=== Task goal ===
Transcribe the full listing exactly, and drop every picture.
══════════
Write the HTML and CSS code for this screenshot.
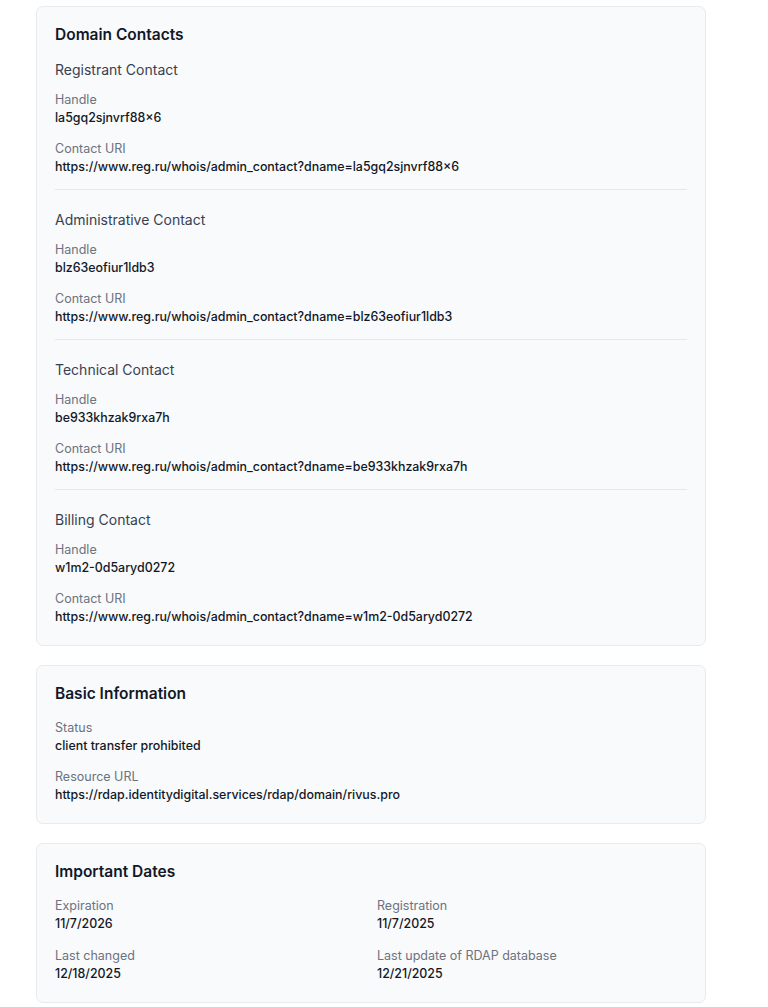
FILE: index.html
```html
<html>
  <head>
    <title>Domain lookup</title>
    <link rel="stylesheet" href="styles.css">
  </head>
  <body>
  <div class="page">

    <div class="card">
      <h2 class="card_title">Domain Contacts</h2>

      <div class="contact">
        <h3 class="contact_title">Registrant Contact</h3>
        <div class="field">
          <div class="label">Handle</div>
          <div class="value">la5gq2sjnvrf88×6</div>
        </div>
        <div class="field">
          <div class="label">Contact URI</div>
          <div class="value">https://www.reg.ru/whois/admin_contact?dname=la5gq2sjnvrf88×6</div>
        </div>
      </div>

      <div class="contact">
        <h3 class="contact_title">Administrative Contact</h3>
        <div class="field">
          <div class="label">Handle</div>
          <div class="value">blz63eofiur1ldb3</div>
        </div>
        <div class="field">
          <div class="label">Contact URI</div>
          <div class="value">https://www.reg.ru/whois/admin_contact?dname=blz63eofiur1ldb3</div>
        </div>
      </div>

      <div class="contact">
        <h3 class="contact_title">Technical Contact</h3>
        <div class="field">
          <div class="label">Handle</div>
          <div class="value">be933khzak9rxa7h</div>
        </div>
        <div class="field">
          <div class="label">Contact URI</div>
          <div class="value">https://www.reg.ru/whois/admin_contact?dname=be933khzak9rxa7h</div>
        </div>
      </div>

      <div class="contact">
        <h3 class="contact_title">Billing Contact</h3>
        <div class="field">
          <div class="label">Handle</div>
          <div class="value">w1m2-0d5aryd0272</div>
        </div>
        <div class="field">
          <div class="label">Contact URI</div>
          <div class="value">https://www.reg.ru/whois/admin_contact?dname=w1m2-0d5aryd0272</div>
        </div>
      </div>
    </div>

    <div class="card">
      <h2 class="card_title">Basic Information</h2>
      <div class="field">
        <div class="label">Status</div>
        <div class="value">client transfer prohibited</div>
      </div>
      <div class="field">
        <div class="label">Resource URL</div>
        <div class="value">https://rdap.identitydigital.services/rdap/domain/rivus.pro</div>
      </div>
    </div>

    <div class="card">
      <h2 class="card_title">Important Dates</h2>
      <div class="dates">
        <div class="field">
          <div class="label">Expiration</div>
          <div class="value">11/7/2026</div>
        </div>
        <div class="field">
          <div class="label">Registration</div>
          <div class="value">11/7/2025</div>
        </div>
        <div class="field">
          <div class="label">Last changed</div>
          <div class="value">12/18/2025</div>
        </div>
        <div class="field">
          <div class="label">Last update of RDAP database</div>
          <div class="value">12/21/2025</div>
        </div>
      </div>
    </div>

  </div>
  </body>
</html>
```

FILE: styles.css
```css
body{
    margin: 0;
    background-color: #ffffff;
    font-family: Inter, "Noto Sans", sans-serif;
    color: #111827;
}
.page{
    width: 670px;
    margin-left: 36px;
    padding-top: 6px;
    display: flex;
    flex-direction: column;
    gap: 19px;
}
.card{
    background-color: #f9fafb;
    border: 1px solid #e8eaed;
    border-radius: 7px;
    padding: 18px 18px 19px 18px;
}
.card_title{
    margin: 0 0 15px 0;
    font-size: 15.5px;
    line-height: 20px;
    font-weight: 600;
    color: #111827;
}
.contact{
    padding-bottom: 13px;
    border-bottom: 1px solid #e5e7eb;
    margin-bottom: 20px;
}
.contact:last-child{
    padding-bottom: 0;
    border-bottom: none;
    margin-bottom: 0;
}
.contact_title{
    margin: 0 0 11px 0;
    font-size: 14px;
    line-height: 20px;
    font-weight: 400;
    color: #374151;
}
.field{
    margin-bottom: 13px;
}
.field:last-child{
    margin-bottom: 0;
}
.label{
    font-size: 12.5px;
    line-height: 18px;
    color: #6b7280;
}
.value{
    font-size: 12.4px;
    line-height: 18px;
    font-weight: 500;
    color: #111827;
}
.dates{
    display: grid;
    grid-template-columns: 1fr 1fr;
    column-gap: 12px;
    row-gap: 14px;
}
.dates .field{
    margin-bottom: 0;
}
```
══════════
=== Exercise result ===
Write the HTML and CSS code for this screenshot.
FILE: index.html
```html
<html>
  <head>
    <title>Domain lookup</title>
    <link rel="stylesheet" href="styles.css">
  </head>
  <body>
  <div class="page">

    <div class="card">
      <h2 class="card_title">Domain Contacts</h2>

      <div class="contact">
        <h3 class="contact_title">Registrant Contact</h3>
        <div class="field">
          <div class="label">Handle</div>
          <div class="value">la5gq2sjnvrf88×6</div>
        </div>
        <div class="field">
          <div class="label">Contact URI</div>
          <div class="value">https://www.reg.ru/whois/admin_contact?dname=la5gq2sjnvrf88×6</div>
        </div>
      </div>

      <div class="contact">
        <h3 class="contact_title">Administrative Contact</h3>
        <div class="field">
          <div class="label">Handle</div>
          <div class="value">blz63eofiur1ldb3</div>
        </div>
        <div class="field">
          <div class="label">Contact URI</div>
          <div class="value">https://www.reg.ru/whois/admin_contact?dname=blz63eofiur1ldb3</div>
        </div>
      </div>

      <div class="contact">
        <h3 class="contact_title">Technical Contact</h3>
        <div class="field">
          <div class="label">Handle</div>
          <div class="value">be933khzak9rxa7h</div>
        </div>
        <div class="field">
          <div class="label">Contact URI</div>
          <div class="value">https://www.reg.ru/whois/admin_contact?dname=be933khzak9rxa7h</div>
        </div>
      </div>

      <div class="contact">
        <h3 class="contact_title">Billing Contact</h3>
        <div class="field">
          <div class="label">Handle</div>
          <div class="value">w1m2-0d5aryd0272</div>
        </div>
        <div class="field">
          <div class="label">Contact URI</div>
          <div class="value">https://www.reg.ru/whois/admin_contact?dname=w1m2-0d5aryd0272</div>
        </div>
      </div>
    </div>

    <div class="card">
      <h2 class="card_title">Basic Information</h2>
      <div class="field">
        <div class="label">Status</div>
        <div class="value">client transfer prohibited</div>
      </div>
      <div class="field">
        <div class="label">Resource URL</div>
        <div class="value">https://rdap.identitydigital.services/rdap/domain/rivus.pro</div>
      </div>
    </div>

    <div class="card">
      <h2 class="card_title">Important Dates</h2>
      <div class="dates">
        <div class="field">
          <div class="label">Expiration</div>
          <div class="value">11/7/2026</div>
        </div>
        <div class="field">
          <div class="label">Registration</div>
          <div class="value">11/7/2025</div>
        </div>
        <div class="field">
          <div class="label">Last changed</div>
          <div class="value">12/18/2025</div>
        </div>
        <div class="field">
          <div class="label">Last update of RDAP database</div>
          <div class="value">12/21/2025</div>
        </div>
      </div>
    </div>

  </div>
  </body>
</html>
```

FILE: styles.css
```css
body{
    margin: 0;
    background-color: #ffffff;
    font-family: Inter, "Noto Sans", sans-serif;
    color: #111827;
}
.page{
    width: 670px;
    margin-left: 36px;
    padding-top: 6px;
    display: flex;
    flex-direction: column;
    gap: 19px;
}
.card{
    background-color: #f9fafb;
    border: 1px solid #e8eaed;
    border-radius: 7px;
    padding: 18px 18px 19px 18px;
}
.card_title{
    margin: 0 0 15px 0;
    font-size: 15.5px;
    line-height: 20px;
    font-weight: 600;
    color: #111827;
}
.contact{
    padding-bottom: 13px;
    border-bottom: 1px solid #e5e7eb;
    margin-bottom: 20px;
}
.contact:last-child{
    padding-bottom: 0;
    border-bottom: none;
    margin-bottom: 0;
}
.contact_title{
    margin: 0 0 11px 0;
    font-size: 14px;
    line-height: 20px;
    font-weight: 400;
    color: #374151;
}
.field{
    margin-bottom: 13px;
}
.field:last-child{
    margin-bottom: 0;
}
.label{
    font-size: 12.5px;
    line-height: 18px;
    color: #6b7280;
}
.value{
    font-size: 12.4px;
    line-height: 18px;
    font-weight: 500;
    color: #111827;
}
.dates{
    display: grid;
    grid-template-columns: 1fr 1fr;
    column-gap: 12px;
    row-gap: 14px;
}
.dates .field{
    margin-bottom: 0;
}
```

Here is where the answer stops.